Setting Up Your Environment

This section will guide you through making a small change, just so you can see what the process is like. If this is one of your first times contributing, it's expected that the instructions in this section will take some time. These steps are very similar for contributing to many open-source projects, especially the steps relating to git, so you're learning very commonly-used commands here.

Don't worry if it's overwhelming at first! Feel free to ask someone to work on this with you.

Setting Up Git

Second, we'll fork a copy of the orbitx repository and clone it.
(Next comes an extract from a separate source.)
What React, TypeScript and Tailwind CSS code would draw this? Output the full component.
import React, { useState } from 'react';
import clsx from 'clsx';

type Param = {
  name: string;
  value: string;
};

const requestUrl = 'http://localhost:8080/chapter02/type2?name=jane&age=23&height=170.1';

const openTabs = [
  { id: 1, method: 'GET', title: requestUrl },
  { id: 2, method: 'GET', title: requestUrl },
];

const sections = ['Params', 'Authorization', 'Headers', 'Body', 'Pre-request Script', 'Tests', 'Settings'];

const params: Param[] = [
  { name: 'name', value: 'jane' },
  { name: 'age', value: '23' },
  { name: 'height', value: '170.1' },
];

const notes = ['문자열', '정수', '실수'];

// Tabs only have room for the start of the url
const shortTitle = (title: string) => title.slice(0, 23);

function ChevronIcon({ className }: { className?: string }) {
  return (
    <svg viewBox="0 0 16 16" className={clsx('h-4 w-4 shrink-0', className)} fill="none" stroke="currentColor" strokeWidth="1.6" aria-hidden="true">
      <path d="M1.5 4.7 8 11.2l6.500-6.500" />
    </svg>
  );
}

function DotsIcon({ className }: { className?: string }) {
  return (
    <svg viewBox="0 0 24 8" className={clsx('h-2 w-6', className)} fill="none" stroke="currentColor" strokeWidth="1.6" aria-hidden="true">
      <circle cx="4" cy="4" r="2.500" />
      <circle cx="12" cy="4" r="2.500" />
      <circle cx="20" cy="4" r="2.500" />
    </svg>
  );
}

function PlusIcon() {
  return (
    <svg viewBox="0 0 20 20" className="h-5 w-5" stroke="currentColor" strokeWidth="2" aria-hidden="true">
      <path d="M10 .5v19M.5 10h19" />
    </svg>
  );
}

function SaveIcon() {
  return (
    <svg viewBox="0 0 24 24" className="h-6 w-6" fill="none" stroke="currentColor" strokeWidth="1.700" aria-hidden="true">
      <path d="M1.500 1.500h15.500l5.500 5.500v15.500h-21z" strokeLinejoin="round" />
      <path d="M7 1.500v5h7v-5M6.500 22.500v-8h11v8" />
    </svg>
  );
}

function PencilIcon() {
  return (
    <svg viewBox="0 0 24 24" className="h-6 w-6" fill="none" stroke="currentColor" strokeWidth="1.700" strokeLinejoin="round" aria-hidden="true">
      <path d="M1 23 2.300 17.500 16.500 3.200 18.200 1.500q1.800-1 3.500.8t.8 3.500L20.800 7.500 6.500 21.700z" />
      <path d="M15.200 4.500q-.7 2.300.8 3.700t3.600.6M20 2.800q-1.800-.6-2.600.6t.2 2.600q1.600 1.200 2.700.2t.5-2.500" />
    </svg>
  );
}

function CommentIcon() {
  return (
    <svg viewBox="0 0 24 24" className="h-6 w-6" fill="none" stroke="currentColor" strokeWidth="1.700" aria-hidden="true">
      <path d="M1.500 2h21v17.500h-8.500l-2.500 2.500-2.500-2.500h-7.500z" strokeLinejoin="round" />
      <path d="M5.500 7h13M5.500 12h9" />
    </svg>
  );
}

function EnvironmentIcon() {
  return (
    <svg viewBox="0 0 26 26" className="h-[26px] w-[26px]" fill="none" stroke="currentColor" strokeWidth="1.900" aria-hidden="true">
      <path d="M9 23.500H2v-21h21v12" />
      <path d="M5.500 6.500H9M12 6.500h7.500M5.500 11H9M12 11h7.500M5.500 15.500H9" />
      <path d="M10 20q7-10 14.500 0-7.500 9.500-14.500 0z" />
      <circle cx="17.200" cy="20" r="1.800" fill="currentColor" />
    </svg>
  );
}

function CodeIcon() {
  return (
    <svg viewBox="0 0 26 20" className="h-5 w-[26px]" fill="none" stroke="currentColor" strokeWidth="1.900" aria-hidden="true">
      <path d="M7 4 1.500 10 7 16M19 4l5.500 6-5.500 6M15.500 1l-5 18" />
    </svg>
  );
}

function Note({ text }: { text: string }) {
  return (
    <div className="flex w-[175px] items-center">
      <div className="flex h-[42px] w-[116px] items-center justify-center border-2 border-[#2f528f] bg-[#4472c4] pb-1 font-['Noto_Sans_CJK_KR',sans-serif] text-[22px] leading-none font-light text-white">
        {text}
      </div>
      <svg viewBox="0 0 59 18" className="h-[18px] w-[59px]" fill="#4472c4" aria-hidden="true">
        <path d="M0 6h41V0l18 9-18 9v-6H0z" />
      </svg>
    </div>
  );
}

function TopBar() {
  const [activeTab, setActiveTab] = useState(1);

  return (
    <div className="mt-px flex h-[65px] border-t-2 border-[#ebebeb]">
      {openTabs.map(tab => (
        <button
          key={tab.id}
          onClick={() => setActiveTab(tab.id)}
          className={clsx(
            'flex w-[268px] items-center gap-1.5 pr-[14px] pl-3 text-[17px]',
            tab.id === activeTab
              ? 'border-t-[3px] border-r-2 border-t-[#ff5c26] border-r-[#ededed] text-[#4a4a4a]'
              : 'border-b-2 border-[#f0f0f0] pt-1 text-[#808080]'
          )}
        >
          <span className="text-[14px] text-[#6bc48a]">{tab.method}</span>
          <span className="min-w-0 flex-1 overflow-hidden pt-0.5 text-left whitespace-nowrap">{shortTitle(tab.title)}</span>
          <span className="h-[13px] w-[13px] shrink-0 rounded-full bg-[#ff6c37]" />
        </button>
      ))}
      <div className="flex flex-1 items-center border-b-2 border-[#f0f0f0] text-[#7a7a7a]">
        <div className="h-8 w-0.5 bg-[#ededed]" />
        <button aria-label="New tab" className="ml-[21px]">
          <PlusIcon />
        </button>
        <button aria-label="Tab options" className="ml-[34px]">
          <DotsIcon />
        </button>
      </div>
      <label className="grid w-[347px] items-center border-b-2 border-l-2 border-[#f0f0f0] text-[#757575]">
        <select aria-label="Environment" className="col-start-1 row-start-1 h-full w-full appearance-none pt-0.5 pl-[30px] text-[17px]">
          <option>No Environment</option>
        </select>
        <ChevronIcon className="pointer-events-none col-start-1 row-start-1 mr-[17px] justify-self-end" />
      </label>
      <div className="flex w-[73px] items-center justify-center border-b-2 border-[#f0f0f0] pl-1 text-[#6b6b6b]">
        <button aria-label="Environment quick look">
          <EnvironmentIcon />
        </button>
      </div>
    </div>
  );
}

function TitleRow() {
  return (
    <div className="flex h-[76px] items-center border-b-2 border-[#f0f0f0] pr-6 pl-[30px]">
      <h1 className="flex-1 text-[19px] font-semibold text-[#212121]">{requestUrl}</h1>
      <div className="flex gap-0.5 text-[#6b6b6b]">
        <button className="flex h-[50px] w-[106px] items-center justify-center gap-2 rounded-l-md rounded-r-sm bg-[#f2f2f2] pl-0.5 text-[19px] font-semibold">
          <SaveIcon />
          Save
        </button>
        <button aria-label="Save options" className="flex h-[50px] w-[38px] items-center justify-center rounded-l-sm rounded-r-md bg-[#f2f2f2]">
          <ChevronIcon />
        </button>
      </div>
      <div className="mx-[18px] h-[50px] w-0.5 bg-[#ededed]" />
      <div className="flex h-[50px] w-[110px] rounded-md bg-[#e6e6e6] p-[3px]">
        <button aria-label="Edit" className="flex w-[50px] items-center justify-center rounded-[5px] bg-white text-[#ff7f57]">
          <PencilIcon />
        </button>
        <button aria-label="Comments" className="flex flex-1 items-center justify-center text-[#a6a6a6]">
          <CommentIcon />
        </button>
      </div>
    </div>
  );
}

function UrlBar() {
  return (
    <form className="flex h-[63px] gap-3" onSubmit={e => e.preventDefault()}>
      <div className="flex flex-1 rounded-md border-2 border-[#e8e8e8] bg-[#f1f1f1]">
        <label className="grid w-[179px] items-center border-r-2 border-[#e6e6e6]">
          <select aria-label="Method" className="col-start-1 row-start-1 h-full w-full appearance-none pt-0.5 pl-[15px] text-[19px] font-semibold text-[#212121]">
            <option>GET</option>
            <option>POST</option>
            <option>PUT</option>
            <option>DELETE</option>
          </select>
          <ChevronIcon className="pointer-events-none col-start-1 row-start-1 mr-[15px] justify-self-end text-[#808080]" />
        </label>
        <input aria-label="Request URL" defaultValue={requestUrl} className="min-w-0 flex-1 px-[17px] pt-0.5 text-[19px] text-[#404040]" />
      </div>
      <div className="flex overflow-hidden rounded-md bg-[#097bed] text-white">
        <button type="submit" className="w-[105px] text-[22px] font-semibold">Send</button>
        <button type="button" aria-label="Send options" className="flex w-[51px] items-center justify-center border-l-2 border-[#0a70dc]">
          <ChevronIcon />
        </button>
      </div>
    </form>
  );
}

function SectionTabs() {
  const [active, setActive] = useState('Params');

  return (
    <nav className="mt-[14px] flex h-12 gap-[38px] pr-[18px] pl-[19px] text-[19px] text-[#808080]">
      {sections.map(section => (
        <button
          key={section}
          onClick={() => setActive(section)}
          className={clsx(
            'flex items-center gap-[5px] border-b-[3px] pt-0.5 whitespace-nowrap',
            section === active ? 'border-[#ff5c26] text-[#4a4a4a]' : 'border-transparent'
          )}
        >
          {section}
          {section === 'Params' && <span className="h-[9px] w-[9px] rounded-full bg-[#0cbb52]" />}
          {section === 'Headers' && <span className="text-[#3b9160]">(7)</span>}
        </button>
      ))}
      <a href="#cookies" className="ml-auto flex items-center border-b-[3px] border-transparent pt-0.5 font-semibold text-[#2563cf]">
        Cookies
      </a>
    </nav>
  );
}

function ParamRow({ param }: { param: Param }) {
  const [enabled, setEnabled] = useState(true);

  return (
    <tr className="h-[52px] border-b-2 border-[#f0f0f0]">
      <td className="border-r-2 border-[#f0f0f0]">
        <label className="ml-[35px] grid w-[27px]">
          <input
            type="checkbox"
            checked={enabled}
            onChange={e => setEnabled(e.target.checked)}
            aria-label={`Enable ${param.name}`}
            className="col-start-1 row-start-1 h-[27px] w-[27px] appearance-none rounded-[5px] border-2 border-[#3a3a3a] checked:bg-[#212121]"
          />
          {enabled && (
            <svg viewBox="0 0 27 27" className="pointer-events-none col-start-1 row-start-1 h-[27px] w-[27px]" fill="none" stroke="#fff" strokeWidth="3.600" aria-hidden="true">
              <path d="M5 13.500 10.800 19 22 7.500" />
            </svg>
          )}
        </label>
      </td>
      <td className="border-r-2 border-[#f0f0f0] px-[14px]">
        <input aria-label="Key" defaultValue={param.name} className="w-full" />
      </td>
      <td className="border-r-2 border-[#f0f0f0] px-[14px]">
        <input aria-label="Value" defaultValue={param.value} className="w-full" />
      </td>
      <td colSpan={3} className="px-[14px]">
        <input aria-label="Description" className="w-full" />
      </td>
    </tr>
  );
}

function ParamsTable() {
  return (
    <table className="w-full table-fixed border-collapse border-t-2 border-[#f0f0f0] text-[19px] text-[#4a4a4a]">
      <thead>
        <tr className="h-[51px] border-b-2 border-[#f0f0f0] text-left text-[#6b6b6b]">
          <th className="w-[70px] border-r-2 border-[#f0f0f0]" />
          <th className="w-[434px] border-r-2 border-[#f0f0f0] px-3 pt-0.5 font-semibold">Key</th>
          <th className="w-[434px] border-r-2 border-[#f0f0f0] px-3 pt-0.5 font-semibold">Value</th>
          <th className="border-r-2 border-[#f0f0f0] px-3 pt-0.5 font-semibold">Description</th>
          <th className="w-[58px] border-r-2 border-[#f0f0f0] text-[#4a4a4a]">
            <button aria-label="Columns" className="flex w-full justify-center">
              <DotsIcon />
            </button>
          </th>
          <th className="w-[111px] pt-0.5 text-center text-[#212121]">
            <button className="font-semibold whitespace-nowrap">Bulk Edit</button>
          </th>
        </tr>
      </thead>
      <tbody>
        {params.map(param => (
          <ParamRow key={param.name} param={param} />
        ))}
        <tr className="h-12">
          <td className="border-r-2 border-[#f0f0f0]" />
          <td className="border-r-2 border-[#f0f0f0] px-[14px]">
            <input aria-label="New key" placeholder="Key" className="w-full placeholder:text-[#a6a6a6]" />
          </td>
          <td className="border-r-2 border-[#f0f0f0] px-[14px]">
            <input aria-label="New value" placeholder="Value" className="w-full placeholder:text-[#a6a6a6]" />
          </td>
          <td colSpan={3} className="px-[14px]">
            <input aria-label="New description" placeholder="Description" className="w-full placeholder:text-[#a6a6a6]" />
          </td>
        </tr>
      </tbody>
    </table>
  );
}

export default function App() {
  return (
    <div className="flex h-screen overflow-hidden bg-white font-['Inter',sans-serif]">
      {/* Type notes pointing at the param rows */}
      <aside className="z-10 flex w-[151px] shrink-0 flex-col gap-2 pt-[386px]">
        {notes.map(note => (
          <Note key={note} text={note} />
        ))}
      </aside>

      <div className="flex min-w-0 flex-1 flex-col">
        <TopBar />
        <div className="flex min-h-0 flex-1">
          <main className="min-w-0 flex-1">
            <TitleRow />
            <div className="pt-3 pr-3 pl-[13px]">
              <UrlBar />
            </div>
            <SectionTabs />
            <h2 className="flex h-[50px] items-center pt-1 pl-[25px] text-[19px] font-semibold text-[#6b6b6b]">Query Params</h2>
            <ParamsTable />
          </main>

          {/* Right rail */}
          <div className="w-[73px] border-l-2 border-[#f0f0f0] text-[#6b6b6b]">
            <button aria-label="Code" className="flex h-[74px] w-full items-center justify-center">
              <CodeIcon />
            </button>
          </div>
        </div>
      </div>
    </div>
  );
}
To learn how to do this and what this means, feel free to read this excellent workshop on git.

To guide you through that workshop,

  • read Part 1: Intro to Git if you want to find out what this 'Git' thing is, and how it relates to GitHub.

  • read the installation instructions for your platform (Windows, Mac, or Linux) to be able to run git commands.

  • read Part 2: Setup your Repository to fork your own personal copy of the orbitx repository. Except when that page says "click the Fork button in the top right hand corner of this page," you should instead click the Fork button in the top right hand corner of the OrbitX repository page. Also, replace any URLs that end with '/intro-git-py-workshop.git' with '/orbitx.git', and replace '/fboxwala/intro-git-py-workshop.git' with '/OCESS/orbitx.git'.

Congratulations! You've forked and cloned your own copy of orbitx.

Setting Up Your Editor

Feel free to skip this if you already have a working Python development environment, but you may want to read DEVELOPING.md if you skip this.

First, install Python 3, adding it to your PATH variable if it asks.

Then, install the Community edition of PyCharm, which is a good text editor/IDE for first-time contributors. It is good at editing Python code and automatically gives some basic feedback on your code. Since OrbitX is almost entirely Python code, this will be your main text editor.

Once PyCharm is installed, open it up, find the orbitx folder you cloned in the last section, and open that folder up as a project in PyCharm. Then, add a virtual environment to contain your install Python packages by doing the following:

  1. Open File > Settings > Project: orbitx > Project Interpreter

  2. Next to the "Project Interpreter" dropdown, click the gear icon > click Add

  3. Select Virtualenv environment > New environment, and click OK

  4. When PyCharm prompts you to Install requirements, install them.

You can achieve the same thing via command line, but it's more finnicky.

Generating Protobuf Files

One final step: generate protobuf files. This step has to be done once when setting up your project, and every time you edit orbitx.proto (which won't be often).

In PyCharm, click "Terminal" at the bottom of the PyCharm window and make sure the text "(venv)" appears at the beginning of the command line that pops up (if not, something went wrong in the previous virtual environment step).

./generate-protobufs.sh  # on linux
./generate-protobufs.ps1 # on windows

If you get any errors, make sure all the commands in README.md Project Setup have completed successfully, especially make install (or equivalently pip install -r requirements.txt).

You're done!

At this point, you can change whatever you want in OrbitX! If you want your changes to be accepted into OrbitX, you should read the next section to make your first change. But if you don't care, feel free to just start editing!

To run OrbitX, use the Run menu in PyCharm's top bar.

Making Your First Change

Remember that Git workshop a few sections ago? Read Part 3: Development to find out how to make a branch, make edits on it, and push your code.

When it asks you to look at an issue, take a look at issue #71 in OrbitX, and reference that issue.

Once you're done, congratulations! You've pushed real code! You've learnt all you can from this guide, and now you know how to contribute to this project and also most other open-source projects in the world.

Getting Your Changed Merged

Now that you know how to send changes to be merged into OrbitX, it's time to make one of these changes!

If you're considering a small change, totally feel free to push code and I'll probably merge it as-is.

If it's a larger change, try to get in touch with me before you make your change! I might have some ideas on how to make your code easier to write, or it might fit into some work that I'm doing that I haven't pushed yet.

But overall, your changes will get merged in some form if you push them. OrbitX is always looking for new contributors!